Minutos antes, Poncio Pilatos liberó a Barrabás y se lavó las manos del calvario que viviría el hijo de Dios.
Ante cientos de fieles católicos y turistas, que se dieron cita en Playa Delfines –zona hotelera- Jesús emprendió su caminar cargando una pesada cruz, seguido por Dimas y Gestas, quienes también recibieron azotes.
La representación de la Pasión y Muerte de Jesús se montó sobre la arena y teniendo como escenario las aguas azul turquesa del Caribe Mexicano, donde los asistentes de conmovieron del sufrimiento del hijo de Dios, quien recibía toda clase de insultos.

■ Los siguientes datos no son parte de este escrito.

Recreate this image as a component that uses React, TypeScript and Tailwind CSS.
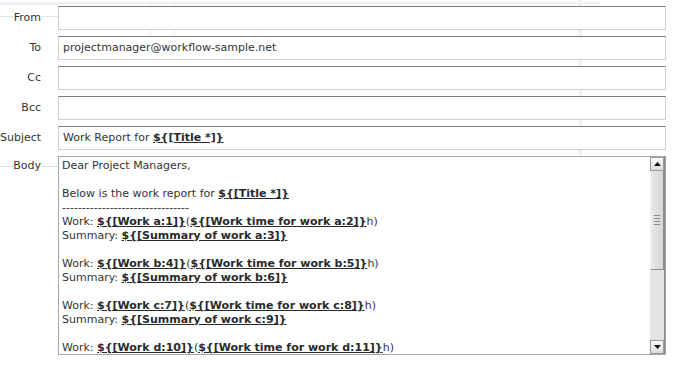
import React from "react";

/* Mail template form: header fields + body with fake classic scrollbar */

const font = "font-['DejaVu_Sans',sans-serif]";

function Ph({ children }: { children: React.ReactNode }) {
  return <span className="font-bold underline text-[#2a2a2a]">{children}</span>;
}

function Field({ label, value }: { label: string; value?: React.ReactNode }) {
  return (
    <div className="flex items-center h-6">
      <div className="w-[58px] shrink-0 pr-[17px] text-right">
        <span className="bg-white">{label}</span>
      </div>
      <div className="flex-1 h-6 bg-white border border-[#cfcfcf] border-t-[#7c7c7c] flex items-center px-[4px] whitespace-nowrap overflow-hidden">
        <span>{value}</span>
      </div>
    </div>
  );
}

function Scrollbar() {
  return (
    <div className="w-[15px] shrink-0 flex flex-col bg-[#e4e4e4] border-r border-[#8a8a8a]">
      <div className="h-[14px] bg-gradient-to-b from-[#fafafa] to-[#dcdcdc] border border-[#9a9a9a] flex items-center justify-center">
        <svg width="7" height="4" viewBox="0 0 7 4"><path d="M0 4 L3.5 0 L7 4 Z" fill="#111" /></svg>
      </div>
      <div className="h-[99px] bg-gradient-to-r from-[#e9e9e9] to-[#d6d6d6] border-r border-b border-[#8c8c8c] border-l border-l-[#f5f5f5] flex flex-col items-center justify-center gap-[2px]">
        <div className="w-[6px] h-px bg-[#888]" />
        <div className="w-[6px] h-px bg-[#888]" />
        <div className="w-[6px] h-px bg-[#888]" />
        <div className="w-[6px] h-px bg-[#888]" />
      </div>
      <div className="flex-1" />
      <div className="h-[14px] bg-gradient-to-b from-[#fafafa] to-[#dcdcdc] border border-[#9a9a9a] flex items-center justify-center">
        <svg width="7" height="4" viewBox="0 0 7 4"><path d="M0 0 L7 0 L3.5 4 Z" fill="#111" /></svg>
      </div>
    </div>
  );
}

const BODY: React.ReactNode[] = [
  "Dear Project Managers,",
  "\u00a0",
  <>Below is the work report for <Ph>{"${[Title *]}"}</Ph></>,
  "--------------------------------",
  <>Work: <Ph>{"${[Work a:1]}"}</Ph>(<Ph>{"${[Work time for work a:2]}"}</Ph>h)</>,
  <>Summary: <Ph>{"${[Summary of work a:3]}"}</Ph></>,
  "\u00a0",
  <>Work: <Ph>{"${[Work b:4]}"}</Ph>(<Ph>{"${[Work time for work b:5]}"}</Ph>h)</>,
  <>Summary: <Ph>{"${[Summary of work b:6]}"}</Ph></>,
  "\u00a0",
  <>Work: <Ph>{"${[Work c:7]}"}</Ph>(<Ph>{"${[Work time for work c:8]}"}</Ph>h)</>,
  <>Summary: <Ph>{"${[Summary of work c:9]}"}</Ph></>,
  "\u00a0",
  <>Work: <Ph>{"${[Work d:10]}"}</Ph>(<Ph>{"${[Work time for work d:11]}"}</Ph>h)</>,
];

export default function App() {
  return (
    <div className={`relative w-[685px] h-[376px] bg-white overflow-hidden text-[11px] text-[#333] ${font}`}>
      {/* faint workflow diagram behind the form */}
      <div className="absolute inset-0 pointer-events-none">
        <div className="absolute left-0 top-[2px] w-[600px] h-[3px] bg-[#f1f1f1]" />
        <div className="absolute left-0 top-[16px] w-[58px] h-px bg-[#dfe8df]" />
        <div className="absolute left-0 top-[166px] w-[58px] h-px bg-[#d7e6d7]" />
        <div className="absolute left-[150px] top-0 w-px h-[36px] bg-[#e8efe8]" />
        <div className="absolute left-[174px] top-0 w-px h-[36px] bg-[#ececec]" />
        <div className="absolute left-[579px] top-0 w-[3px] h-[156px] bg-[#f0f0f0]" />
      </div>

      <div className="relative flex flex-col gap-[6px] pt-[6px] pr-[19px]">
        <Field label="From" />
        <Field label="To" value="projectmanager@workflow-sample.net" />
        <Field label="Cc" />
        <Field label="Bcc" />
        <Field label="Subject" value={<>Work Report for <Ph>{"${[Title *]}"}</Ph></>} />
        <div className="flex">
          <div className="w-[58px] shrink-0 pr-[17px] text-right pt-[3px] leading-[14px]">
            <span className="bg-white">Body</span>
          </div>
          <div className="flex-1 h-[199px] bg-white border border-[#a6a6a6] flex overflow-hidden">
            <div className="flex-1 px-[3px] pt-[2px] leading-[14px] overflow-hidden whitespace-nowrap">
              {BODY.map((l, i) => (
                <div key={i}>{l}</div>
              ))}
            </div>
            <Scrollbar />
          </div>
        </div>
      </div>
    </div>
  );
}
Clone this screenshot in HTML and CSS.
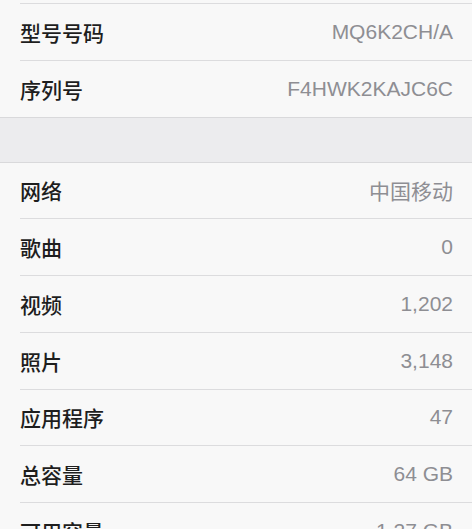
FILE: index.html
```html
<!DOCTYPE html>
<html lang="zh-CN">
<head>
<meta charset="utf-8">
<title>关于本机</title>
<link rel="stylesheet" href="styles.css">
</head>
<body>
<div class="group group-top">
  <div class="row"><span class="label">型号号码</span><span class="value">MQ6K2CH/A</span></div>
  <div class="row"><span class="label">序列号</span><span class="value">F4HWK2KAJC6C</span></div>
</div>
<div class="band"></div>
<div class="group group-main">
  <div class="row"><span class="label">网络</span><span class="value">中国移动</span></div>
  <div class="row"><span class="label">歌曲</span><span class="value">0</span></div>
  <div class="row"><span class="label">视频</span><span class="value">1,202</span></div>
  <div class="row"><span class="label">照片</span><span class="value">3,148</span></div>
  <div class="row"><span class="label">应用程序</span><span class="value">47</span></div>
  <div class="row"><span class="label">总容量</span><span class="value">64 GB</span></div>
  <div class="row"><span class="label">可用容量</span><span class="value">1.27 GB</span></div>
</div>
</body>
</html>
```

FILE: styles.css
```css
html, body {
  margin: 0;
  padding: 0;
}
body {
  width: 472px;
  height: 529px;
  overflow: hidden;
  background: #ececee;
  font-family: "Liberation Sans", "Noto Sans CJK SC", sans-serif;
}
.group {
  background: #f8f8f8;
}
.group-top {
  padding-top: 3px;
  border-bottom: 1px solid #d9d9db;
}
.group-main {
  border-top: 1px solid #d9d9db;
}
.band {
  height: 44px;
}
.row {
  box-sizing: border-box;
  height: 56.8px;
  margin-left: 20px;
  padding-right: 19px;
  display: flex;
  align-items: center;
  justify-content: space-between;
  border-top: 1px solid #dcdcde;
}
.group-main .row:first-child {
  border-top: none;
  height: 55.6px;
}
.label {
  font-family: "Noto Sans CJK SC", sans-serif;
  font-size: 21px;
  font-weight: 500;
  color: #1e1e1e;
}
.value {
  font-size: 21px;
  color: #8e8e93;
}
```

“¿No que eres el mesías? Demuéstralo, libérate, blasfemo… azótenlo”, gritaba al unísono la multitud, aventándole piedras durante su camino.
La pesada cruz provocó la primera caída de Jesús, mientras su madre María; Verónica, la Santamaritana; y las Santas Mujeres, caminan tras sus pasos en medio de sollozos.
“Levante” le gritaban los soldados al hijo de Dios. Hubo asistentes que se estremecieron conmovidos por la representación, tal es el caso de Rubí Castros Sánchez, quien recriminó el proceder de los romanos, “¡no, lo golpeen!, ¡Son unos cobardes!”, gritó.
Los asistentes (-visitantes y locales-) rodearon el escenario a fin de presenciar el peregrinar de Jesús rumbo a la crucifixión, algunas se sentaron en la arena, otros más osados, llevaron sillas y sombrillas para mayor comodidad. Pero al final todos tenían un objetivo ser testigo del calvario del Rey de los Judíos.
Vendría la segunda caída; los romanos no dejaban de azotar a Jesús. Los gritos y burlas continuaban, fue entonces que Verónica, una de las mujeres que acompañaban a la madre de Jesús, le limpió el rostro quedando plasmado en el Santo Paño, “¡Milagro, milagro!”, gritó a los cuatro vientos. Pero eso no detuvo los latigazos contra el hijo de Dios, cuyo cuerpo lucía ensangrentado.
El caminar de Jesús era lento, la mirada de los espectadores se centraban en los gestos de dolor del condenado.
“Parece que de verdad sí le duelen los golpes”, dice una pequeña a su madre, que enfundada en unos jeans y bajo el resguardo de una sobrilla de colores, mira el paso del Nazareno.
Las agresiones no cesaban, entonces Jesús se desvaneció, entrando en escena Simón Cirene, quien al ver la triste comitiva de condenados, no dudo en auxiliar al más débil, sosteniéndole la Cruz; “¡Aléjate!” le gritaron los romanos, y lo apartaron.
Llegaría el momento más desgarrador, cuando Jesús llegó al monte de Los Olivos. Ahí, los soldados lo colocan en la cruz, martillando sus manos y pies, para luego ser suspendido en compañía de Dimas y Gestas.
“Sálvate y salvamos, si eres el mesías”, reclamó Gestas a Jesús, para luego salir en su defensa Dimas, quien le suplica que se acuerde de él cuando este sentado en la diestra del Dios.
Se escucha el llanto de María y las Santas Mujeres, cuando Jesús pide agua y a cambio le acercan una esponja impregnada de vinagre. Comenzarían la agonía y la súplica: “Padre en tus manos encomiendo mi espíritu”. En ese momento uno de los soldados gritó arrepentido: “¡En Verdad era el hijo de Dios!”.